INFORMATION SUPPLIED —
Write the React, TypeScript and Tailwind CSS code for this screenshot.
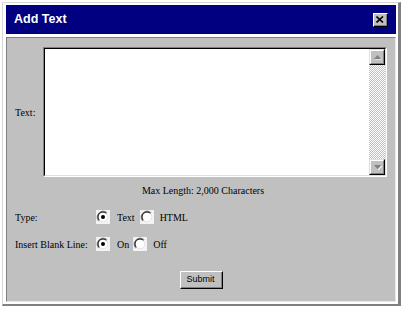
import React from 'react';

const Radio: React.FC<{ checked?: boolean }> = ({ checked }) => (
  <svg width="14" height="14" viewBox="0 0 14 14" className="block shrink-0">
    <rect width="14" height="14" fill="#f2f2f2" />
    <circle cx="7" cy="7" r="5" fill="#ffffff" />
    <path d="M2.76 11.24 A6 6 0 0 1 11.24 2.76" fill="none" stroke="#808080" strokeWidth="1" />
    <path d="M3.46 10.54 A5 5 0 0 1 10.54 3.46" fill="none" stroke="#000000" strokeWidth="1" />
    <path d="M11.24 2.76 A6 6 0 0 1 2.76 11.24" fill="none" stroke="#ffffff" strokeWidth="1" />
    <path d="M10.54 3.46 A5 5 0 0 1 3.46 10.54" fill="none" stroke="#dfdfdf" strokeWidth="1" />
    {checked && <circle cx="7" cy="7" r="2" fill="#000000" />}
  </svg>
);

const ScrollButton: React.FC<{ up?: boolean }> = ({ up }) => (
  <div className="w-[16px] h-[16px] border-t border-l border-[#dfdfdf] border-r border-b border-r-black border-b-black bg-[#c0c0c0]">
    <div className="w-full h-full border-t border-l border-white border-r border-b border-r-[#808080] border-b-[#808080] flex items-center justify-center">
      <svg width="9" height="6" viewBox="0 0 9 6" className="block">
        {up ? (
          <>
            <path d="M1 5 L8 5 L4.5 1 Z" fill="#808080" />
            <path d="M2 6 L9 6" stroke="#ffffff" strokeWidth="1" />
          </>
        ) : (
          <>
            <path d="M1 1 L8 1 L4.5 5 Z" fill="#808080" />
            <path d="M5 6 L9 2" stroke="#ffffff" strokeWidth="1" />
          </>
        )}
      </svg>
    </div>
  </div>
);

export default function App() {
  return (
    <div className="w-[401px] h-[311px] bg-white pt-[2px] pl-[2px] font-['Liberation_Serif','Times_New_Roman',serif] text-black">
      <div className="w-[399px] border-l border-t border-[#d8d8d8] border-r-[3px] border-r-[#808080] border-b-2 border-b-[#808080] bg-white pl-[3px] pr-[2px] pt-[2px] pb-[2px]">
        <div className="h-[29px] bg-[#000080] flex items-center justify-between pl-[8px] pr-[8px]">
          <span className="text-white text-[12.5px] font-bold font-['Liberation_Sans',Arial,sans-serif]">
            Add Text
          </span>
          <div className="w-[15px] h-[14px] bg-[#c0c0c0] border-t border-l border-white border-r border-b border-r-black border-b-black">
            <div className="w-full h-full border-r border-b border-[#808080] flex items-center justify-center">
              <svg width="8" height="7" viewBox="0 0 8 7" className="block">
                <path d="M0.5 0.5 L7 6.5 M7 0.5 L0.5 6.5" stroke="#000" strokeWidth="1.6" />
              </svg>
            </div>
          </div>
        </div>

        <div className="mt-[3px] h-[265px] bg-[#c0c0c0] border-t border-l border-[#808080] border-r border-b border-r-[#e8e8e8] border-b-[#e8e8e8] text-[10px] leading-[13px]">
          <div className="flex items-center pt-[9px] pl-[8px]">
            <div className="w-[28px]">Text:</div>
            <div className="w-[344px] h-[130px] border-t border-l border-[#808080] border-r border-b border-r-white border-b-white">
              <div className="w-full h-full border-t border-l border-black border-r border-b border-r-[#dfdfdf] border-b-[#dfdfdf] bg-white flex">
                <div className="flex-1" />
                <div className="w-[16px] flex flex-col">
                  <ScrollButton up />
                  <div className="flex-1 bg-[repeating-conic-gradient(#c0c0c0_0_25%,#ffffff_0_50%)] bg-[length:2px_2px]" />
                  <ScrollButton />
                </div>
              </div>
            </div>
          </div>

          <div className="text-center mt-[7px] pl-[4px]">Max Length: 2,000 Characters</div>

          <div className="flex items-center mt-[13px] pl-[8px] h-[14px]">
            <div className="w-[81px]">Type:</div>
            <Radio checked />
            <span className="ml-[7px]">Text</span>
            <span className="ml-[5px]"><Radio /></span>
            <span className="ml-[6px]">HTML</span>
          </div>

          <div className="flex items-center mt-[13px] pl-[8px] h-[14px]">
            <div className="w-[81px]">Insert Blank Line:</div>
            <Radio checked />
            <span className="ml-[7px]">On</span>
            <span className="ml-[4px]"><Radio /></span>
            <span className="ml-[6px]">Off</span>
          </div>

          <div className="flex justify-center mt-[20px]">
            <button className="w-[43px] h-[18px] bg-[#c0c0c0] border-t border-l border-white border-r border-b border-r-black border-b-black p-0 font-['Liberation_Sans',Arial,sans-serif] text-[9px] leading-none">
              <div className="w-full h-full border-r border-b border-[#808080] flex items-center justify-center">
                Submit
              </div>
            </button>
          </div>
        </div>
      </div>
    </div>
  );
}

YOUR TASK — Lines containing the word "React" must all be returned from the material above.

SOLUTION —
Write the React, TypeScript and Tailwind CSS code for this screenshot.
import React from 'react';
const Radio: React.FC<{ checked?: boolean }> = ({ checked }) => (
const ScrollButton: React.FC<{ up?: boolean }> = ({ up }) => (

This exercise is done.